Tuż po włączeniu komputera pojawiają się na ekranie różne komunikaty niezrozumiałe dla wielu użytkowników. Niekiedy zamiast nich
widoczny jest duży ekran startowy. Dopiero potem następuje wczytywanie systemu operacyjnego (np. Windows). Wspomniane komunikaty i
ekran startowy pochodzą z tzw. BIOS-u (Basic Input / Output System). Od ponad 30 lat komputery witają w ten sposób swoich użytkowników.

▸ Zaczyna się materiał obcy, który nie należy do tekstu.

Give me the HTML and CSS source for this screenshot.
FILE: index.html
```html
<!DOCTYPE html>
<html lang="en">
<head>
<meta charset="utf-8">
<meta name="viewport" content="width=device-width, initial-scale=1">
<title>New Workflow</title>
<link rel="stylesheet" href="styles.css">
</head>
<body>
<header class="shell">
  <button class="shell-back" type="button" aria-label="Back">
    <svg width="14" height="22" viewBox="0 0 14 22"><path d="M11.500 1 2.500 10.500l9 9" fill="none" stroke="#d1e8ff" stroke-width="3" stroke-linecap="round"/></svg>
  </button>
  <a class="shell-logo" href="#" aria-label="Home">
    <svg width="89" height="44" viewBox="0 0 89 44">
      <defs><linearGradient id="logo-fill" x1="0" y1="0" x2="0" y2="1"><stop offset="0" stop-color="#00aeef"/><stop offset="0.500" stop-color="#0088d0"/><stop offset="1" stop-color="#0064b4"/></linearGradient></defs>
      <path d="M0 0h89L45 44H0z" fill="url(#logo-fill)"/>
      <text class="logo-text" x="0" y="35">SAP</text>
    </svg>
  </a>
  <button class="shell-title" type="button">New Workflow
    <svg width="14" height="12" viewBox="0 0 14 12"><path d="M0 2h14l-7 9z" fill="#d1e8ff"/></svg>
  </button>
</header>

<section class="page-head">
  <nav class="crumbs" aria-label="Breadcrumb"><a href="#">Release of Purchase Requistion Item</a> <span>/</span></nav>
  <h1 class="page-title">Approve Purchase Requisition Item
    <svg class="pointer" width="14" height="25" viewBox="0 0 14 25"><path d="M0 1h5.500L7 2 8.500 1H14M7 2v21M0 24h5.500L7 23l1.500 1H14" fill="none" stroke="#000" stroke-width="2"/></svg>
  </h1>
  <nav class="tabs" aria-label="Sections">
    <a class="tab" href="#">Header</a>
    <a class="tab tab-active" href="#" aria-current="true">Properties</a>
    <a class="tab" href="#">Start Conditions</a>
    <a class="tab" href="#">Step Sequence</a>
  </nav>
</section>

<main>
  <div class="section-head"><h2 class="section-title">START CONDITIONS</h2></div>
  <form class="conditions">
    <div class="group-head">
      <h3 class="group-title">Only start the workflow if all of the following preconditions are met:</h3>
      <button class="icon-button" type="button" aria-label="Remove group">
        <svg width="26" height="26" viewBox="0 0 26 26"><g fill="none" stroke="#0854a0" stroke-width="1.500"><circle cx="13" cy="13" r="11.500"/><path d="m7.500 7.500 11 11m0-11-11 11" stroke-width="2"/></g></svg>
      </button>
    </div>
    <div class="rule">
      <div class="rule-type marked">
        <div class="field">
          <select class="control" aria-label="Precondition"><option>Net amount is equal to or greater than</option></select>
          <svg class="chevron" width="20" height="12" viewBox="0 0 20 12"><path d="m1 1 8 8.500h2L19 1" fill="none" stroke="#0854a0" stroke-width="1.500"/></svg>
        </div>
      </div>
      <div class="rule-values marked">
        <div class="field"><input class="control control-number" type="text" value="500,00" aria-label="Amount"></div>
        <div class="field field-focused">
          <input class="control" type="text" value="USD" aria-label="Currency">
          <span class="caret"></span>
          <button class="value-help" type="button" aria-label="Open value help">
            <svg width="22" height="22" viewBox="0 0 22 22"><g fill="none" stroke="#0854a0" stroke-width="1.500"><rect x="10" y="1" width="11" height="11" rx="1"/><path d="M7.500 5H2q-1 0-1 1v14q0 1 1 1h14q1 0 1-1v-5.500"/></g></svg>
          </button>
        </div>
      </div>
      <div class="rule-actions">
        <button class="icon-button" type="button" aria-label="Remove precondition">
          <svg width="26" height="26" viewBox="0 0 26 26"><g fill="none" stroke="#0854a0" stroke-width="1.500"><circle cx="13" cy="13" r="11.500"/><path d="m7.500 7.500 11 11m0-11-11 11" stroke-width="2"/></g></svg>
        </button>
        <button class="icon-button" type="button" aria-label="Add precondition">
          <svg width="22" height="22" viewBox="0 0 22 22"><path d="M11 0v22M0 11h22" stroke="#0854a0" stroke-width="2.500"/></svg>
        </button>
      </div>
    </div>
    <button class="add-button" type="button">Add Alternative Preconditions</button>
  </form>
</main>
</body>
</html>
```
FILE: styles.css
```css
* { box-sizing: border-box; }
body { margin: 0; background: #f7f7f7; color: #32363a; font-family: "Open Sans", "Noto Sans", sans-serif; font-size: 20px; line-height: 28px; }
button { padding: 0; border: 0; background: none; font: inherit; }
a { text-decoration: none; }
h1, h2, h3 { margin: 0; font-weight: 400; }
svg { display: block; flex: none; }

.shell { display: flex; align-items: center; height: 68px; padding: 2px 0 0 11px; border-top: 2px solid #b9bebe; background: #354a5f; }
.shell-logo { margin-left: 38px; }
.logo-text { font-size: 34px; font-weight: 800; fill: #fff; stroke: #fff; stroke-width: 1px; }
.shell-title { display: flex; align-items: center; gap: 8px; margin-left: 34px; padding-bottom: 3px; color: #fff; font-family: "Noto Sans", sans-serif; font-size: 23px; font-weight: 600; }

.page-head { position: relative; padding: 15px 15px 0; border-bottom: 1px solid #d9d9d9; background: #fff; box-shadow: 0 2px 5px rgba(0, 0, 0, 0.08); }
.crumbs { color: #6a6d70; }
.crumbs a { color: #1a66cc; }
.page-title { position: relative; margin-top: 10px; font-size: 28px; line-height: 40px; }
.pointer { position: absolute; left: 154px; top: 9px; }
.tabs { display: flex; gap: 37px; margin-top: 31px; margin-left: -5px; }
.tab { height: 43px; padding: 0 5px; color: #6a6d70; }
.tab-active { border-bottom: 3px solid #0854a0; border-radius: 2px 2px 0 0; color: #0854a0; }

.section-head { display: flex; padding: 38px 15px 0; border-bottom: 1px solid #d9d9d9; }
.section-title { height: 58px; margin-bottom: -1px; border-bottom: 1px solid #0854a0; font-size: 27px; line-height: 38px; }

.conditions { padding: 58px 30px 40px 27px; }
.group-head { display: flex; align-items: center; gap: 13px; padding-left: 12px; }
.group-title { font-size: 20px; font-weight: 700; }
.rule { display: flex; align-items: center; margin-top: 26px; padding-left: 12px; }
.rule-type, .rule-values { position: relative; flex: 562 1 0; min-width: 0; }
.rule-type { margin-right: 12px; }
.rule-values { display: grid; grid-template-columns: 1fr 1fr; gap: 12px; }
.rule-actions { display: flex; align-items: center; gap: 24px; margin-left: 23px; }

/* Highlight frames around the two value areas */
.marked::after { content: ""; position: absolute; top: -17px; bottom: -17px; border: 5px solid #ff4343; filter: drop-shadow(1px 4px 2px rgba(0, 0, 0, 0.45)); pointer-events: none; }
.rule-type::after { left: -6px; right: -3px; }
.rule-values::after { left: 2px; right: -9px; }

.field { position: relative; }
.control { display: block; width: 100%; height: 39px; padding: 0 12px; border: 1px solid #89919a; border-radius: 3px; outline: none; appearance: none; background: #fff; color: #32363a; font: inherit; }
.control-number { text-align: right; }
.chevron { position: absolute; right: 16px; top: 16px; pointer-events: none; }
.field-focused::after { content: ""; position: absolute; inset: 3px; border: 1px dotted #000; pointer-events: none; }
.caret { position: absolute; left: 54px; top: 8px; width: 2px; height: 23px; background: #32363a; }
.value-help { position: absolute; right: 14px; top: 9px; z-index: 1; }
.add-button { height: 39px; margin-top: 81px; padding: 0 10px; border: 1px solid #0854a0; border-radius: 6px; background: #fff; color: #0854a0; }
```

Klasyczne menu konfiguracyjne BIOS-u znane wielu użytkownikom, choć nie lubiane. Jednak
wcale nie obsługiwanie za pomocą klawiatury stanowi największy problem, lecz niezrozumiałe nazwy parametrów.Teraz ma godnego następcę,
który jest gotów na przejęcie jego obowiązków. UEFI (Unified Extensible Firmware Interface), bo tak brzmi nazwa nowego systemu
rozruchowego, potrafi zarządzać twardymi dyskami o pojemności ponad 2 TB, uruchamia się szybciej i zapewnia graficzny interfejs
użytkownika obsługiwany za pomocą myszy. Wiele nowych pecetów i płyt głównych jest już wyposażonych w UEFI. Poniżej opisujemy
wszystkie funkcje, wyjaśniamy podstawy techniczne i pokazujemy, co nowy BIOS potrafi lepiej od swojego poprzednika. Ponadto dowiesz się,
na co zwracać uwagę podczas przesiadki i instalowania Windows 7 w komputerze z systemem UEFI.

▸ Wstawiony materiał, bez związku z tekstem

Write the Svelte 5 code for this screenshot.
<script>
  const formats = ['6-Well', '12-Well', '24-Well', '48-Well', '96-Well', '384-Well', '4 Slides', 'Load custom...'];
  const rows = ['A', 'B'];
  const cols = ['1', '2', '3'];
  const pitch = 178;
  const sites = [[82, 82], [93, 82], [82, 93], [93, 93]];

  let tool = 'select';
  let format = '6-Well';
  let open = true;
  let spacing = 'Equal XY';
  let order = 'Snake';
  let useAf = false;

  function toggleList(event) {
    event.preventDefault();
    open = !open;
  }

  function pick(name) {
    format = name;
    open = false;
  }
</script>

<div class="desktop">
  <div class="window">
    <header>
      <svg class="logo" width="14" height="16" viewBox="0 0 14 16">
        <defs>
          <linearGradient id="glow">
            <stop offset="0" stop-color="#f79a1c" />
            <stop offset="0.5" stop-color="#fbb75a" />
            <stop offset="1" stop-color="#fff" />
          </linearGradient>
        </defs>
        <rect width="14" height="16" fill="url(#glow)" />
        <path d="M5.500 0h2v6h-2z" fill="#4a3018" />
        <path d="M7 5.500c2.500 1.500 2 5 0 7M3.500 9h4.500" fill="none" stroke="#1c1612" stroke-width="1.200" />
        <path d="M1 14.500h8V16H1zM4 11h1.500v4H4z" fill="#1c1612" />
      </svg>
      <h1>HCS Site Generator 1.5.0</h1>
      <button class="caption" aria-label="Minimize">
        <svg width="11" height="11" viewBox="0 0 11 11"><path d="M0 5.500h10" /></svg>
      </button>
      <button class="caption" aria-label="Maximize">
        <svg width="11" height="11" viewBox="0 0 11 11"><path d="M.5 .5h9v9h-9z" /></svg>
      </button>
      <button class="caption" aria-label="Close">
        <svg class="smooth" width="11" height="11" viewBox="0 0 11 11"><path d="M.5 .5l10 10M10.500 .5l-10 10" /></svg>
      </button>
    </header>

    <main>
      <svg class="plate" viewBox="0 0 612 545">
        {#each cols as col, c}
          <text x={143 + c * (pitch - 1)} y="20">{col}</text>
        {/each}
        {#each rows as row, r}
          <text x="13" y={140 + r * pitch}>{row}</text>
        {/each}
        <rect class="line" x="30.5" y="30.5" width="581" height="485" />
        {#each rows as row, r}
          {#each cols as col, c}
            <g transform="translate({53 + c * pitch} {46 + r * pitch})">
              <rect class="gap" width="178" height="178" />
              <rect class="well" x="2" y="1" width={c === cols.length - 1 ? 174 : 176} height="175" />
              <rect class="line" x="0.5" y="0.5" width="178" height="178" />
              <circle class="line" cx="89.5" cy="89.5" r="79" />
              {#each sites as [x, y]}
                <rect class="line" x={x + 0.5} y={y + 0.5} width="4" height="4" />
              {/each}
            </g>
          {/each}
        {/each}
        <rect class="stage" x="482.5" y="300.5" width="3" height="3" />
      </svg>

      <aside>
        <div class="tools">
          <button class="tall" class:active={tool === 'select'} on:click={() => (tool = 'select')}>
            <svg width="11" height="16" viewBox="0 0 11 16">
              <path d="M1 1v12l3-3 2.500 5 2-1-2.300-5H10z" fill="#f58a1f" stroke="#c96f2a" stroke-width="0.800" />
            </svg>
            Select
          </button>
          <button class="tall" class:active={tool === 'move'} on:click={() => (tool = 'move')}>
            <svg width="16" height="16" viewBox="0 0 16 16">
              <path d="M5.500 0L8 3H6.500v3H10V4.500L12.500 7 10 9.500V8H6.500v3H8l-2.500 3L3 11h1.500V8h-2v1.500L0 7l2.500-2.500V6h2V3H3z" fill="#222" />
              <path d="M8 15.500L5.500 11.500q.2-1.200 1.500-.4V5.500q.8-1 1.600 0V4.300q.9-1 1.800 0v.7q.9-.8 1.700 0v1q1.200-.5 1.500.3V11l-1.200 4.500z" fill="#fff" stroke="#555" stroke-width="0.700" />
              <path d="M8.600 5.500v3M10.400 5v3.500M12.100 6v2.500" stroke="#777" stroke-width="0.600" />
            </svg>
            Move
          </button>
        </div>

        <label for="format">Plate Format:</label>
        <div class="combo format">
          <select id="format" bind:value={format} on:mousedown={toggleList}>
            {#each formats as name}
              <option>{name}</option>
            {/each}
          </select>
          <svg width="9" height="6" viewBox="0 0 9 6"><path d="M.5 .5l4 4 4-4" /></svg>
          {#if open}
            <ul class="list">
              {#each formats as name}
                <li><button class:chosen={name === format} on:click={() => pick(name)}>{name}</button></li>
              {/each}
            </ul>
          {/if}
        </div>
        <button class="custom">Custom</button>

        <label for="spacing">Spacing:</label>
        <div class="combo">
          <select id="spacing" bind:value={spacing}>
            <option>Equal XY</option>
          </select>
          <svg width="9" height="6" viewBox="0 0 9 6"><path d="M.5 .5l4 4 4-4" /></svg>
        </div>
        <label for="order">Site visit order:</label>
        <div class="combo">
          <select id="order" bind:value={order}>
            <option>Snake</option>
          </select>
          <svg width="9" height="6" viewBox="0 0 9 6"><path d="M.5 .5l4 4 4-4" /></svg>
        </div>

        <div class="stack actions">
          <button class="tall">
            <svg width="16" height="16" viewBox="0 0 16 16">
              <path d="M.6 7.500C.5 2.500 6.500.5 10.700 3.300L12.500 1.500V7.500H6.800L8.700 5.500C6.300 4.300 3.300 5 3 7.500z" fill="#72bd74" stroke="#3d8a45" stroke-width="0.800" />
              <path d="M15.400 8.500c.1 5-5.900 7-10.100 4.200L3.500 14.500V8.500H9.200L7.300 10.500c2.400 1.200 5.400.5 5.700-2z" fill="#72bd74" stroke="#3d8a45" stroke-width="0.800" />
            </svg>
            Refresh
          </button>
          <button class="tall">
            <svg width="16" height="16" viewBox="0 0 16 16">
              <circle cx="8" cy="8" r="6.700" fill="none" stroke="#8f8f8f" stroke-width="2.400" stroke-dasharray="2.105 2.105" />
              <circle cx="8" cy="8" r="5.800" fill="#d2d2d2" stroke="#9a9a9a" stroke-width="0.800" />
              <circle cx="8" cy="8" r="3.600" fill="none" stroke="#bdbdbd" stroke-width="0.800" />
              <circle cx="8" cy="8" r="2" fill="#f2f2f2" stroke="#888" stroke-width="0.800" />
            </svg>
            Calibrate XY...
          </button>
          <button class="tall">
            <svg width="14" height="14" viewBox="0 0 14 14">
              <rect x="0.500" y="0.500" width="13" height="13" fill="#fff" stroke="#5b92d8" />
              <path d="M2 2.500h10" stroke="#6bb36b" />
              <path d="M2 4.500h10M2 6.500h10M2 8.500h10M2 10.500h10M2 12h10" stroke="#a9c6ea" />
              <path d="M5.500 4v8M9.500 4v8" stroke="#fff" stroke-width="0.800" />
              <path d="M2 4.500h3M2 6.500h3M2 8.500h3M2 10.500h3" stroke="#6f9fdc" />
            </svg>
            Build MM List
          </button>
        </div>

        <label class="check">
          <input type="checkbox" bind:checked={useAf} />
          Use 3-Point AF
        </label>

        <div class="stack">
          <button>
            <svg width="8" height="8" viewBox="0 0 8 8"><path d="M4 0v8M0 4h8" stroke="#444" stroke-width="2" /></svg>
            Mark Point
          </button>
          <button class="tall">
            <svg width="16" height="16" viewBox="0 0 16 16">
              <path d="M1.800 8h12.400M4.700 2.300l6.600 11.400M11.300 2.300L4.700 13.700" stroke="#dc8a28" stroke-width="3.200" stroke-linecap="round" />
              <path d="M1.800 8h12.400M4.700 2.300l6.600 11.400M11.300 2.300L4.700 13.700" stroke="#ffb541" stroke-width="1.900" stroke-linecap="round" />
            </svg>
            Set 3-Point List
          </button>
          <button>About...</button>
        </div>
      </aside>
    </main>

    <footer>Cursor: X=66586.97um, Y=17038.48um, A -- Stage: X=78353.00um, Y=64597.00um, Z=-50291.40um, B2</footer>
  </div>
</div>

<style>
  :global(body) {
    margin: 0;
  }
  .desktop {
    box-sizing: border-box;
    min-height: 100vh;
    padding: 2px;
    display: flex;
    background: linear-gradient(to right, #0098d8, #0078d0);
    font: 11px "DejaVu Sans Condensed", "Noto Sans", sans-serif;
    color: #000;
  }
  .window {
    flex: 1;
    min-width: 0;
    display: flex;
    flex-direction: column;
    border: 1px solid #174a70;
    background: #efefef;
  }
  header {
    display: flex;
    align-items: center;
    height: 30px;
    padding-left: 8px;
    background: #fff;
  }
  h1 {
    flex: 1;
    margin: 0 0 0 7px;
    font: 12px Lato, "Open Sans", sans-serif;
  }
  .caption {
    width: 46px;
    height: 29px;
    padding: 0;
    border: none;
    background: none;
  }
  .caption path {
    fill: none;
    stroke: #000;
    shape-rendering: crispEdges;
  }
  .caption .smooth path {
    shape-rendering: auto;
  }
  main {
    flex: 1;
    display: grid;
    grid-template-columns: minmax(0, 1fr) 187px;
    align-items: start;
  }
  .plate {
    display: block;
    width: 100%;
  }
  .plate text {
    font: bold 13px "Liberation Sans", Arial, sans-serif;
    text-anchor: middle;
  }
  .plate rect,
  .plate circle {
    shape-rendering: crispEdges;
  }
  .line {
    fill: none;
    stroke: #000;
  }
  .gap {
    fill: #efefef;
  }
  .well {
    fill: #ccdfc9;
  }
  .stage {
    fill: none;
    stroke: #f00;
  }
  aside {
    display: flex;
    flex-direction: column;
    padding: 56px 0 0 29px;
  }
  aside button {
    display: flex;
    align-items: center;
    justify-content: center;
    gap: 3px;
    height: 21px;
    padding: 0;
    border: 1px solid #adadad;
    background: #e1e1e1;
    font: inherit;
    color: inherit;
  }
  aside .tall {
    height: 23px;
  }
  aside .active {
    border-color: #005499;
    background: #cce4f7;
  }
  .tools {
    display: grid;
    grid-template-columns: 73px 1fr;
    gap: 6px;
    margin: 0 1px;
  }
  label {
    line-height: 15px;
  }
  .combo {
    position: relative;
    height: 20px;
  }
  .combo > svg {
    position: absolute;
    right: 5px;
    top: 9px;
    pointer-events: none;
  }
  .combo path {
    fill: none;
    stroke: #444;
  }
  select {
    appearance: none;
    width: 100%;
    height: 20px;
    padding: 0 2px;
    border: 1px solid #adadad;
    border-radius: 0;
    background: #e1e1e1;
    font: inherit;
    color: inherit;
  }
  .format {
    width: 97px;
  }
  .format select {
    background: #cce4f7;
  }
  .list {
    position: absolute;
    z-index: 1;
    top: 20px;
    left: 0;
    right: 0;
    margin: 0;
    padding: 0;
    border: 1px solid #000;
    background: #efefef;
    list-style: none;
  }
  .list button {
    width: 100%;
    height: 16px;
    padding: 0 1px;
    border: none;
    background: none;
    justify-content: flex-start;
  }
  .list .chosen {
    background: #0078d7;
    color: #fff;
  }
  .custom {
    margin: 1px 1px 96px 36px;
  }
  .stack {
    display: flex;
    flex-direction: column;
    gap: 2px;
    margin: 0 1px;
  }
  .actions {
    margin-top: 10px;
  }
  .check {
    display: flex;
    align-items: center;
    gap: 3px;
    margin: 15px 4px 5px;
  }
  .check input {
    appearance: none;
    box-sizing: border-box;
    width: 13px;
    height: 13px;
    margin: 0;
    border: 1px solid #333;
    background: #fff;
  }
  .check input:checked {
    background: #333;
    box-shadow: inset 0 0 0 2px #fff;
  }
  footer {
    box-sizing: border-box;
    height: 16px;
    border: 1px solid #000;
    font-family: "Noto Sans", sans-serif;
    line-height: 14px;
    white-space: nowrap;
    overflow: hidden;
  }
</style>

1. Po co BIOS w komputerze
Zarys historyczny
Koncepcja BIOS-u sięga 1975 r. i pochodzi od twórcy systemu operacyjnego CP/M (Control Program for Microcomputers), Gary’ego Kildalla. W
ramach pracy nad komputerem klasy PC z systemem MS-DOS firmy IBM i Microsoft przejęły w 1981 r. wiele elementów z systemu CP/M -
zastosowały także BIOS. W innych komputerach z tej epoki układ pamięci (ROM) mieścił nawet cały system operacyjny łącznie z graficznym
interfejsem użytkownika. Przykładem takiego urządzenia jest Atari ST. Słynny Commodore 64 i jego skromniejszy kuzyn VIC-20 (znany także
jako niemiecki VC20) nie uruchamiały z modułu pamięci systemu operacyjnego wg obecnych kryteriów, lecz tylko środowisko rozruchowe
programów napisanych w popularnym wówczas języku programowania BASIC. Zanim program był gotowy do użycia, trzeba było wczytać kod
źródłowy.
Komputer wczytuje swój system operacyjny przeważnie z twardego dysku. Aby było to możliwe, musi być oprogramowanie,
które wgra program startujący system operacyjny z twardego dysku. Oprogramowanie to mieści się w układzie EPROM (Erasable
Programmable Read-Only Memory). Jest to moduł pamięci nieulotnej, a więc układ, który nie traci przechowywanych w nim informacji nawet
po odłączeniu zasilania. Programem do aktualizowania BIOS-u można w dowolnej chwili zaopatrzyć taki układ pamięciowy w nowe
oprogramowania.
Nadrzędne pojęcie BIOS-u to firmware, zwane także oprogramowaniem wewnętrznym i układowym. Chodzi o oprogramowanie, które zawiera
procedury wymagane do zainicjalizowania danego urządzenia lub cały system operacyjny, i mieści się w module pamięci. Nazwa firmware
występuje najczęściej w połączeniu z takimi urządzeniami jak rutery DSL, telewizory i smartfony.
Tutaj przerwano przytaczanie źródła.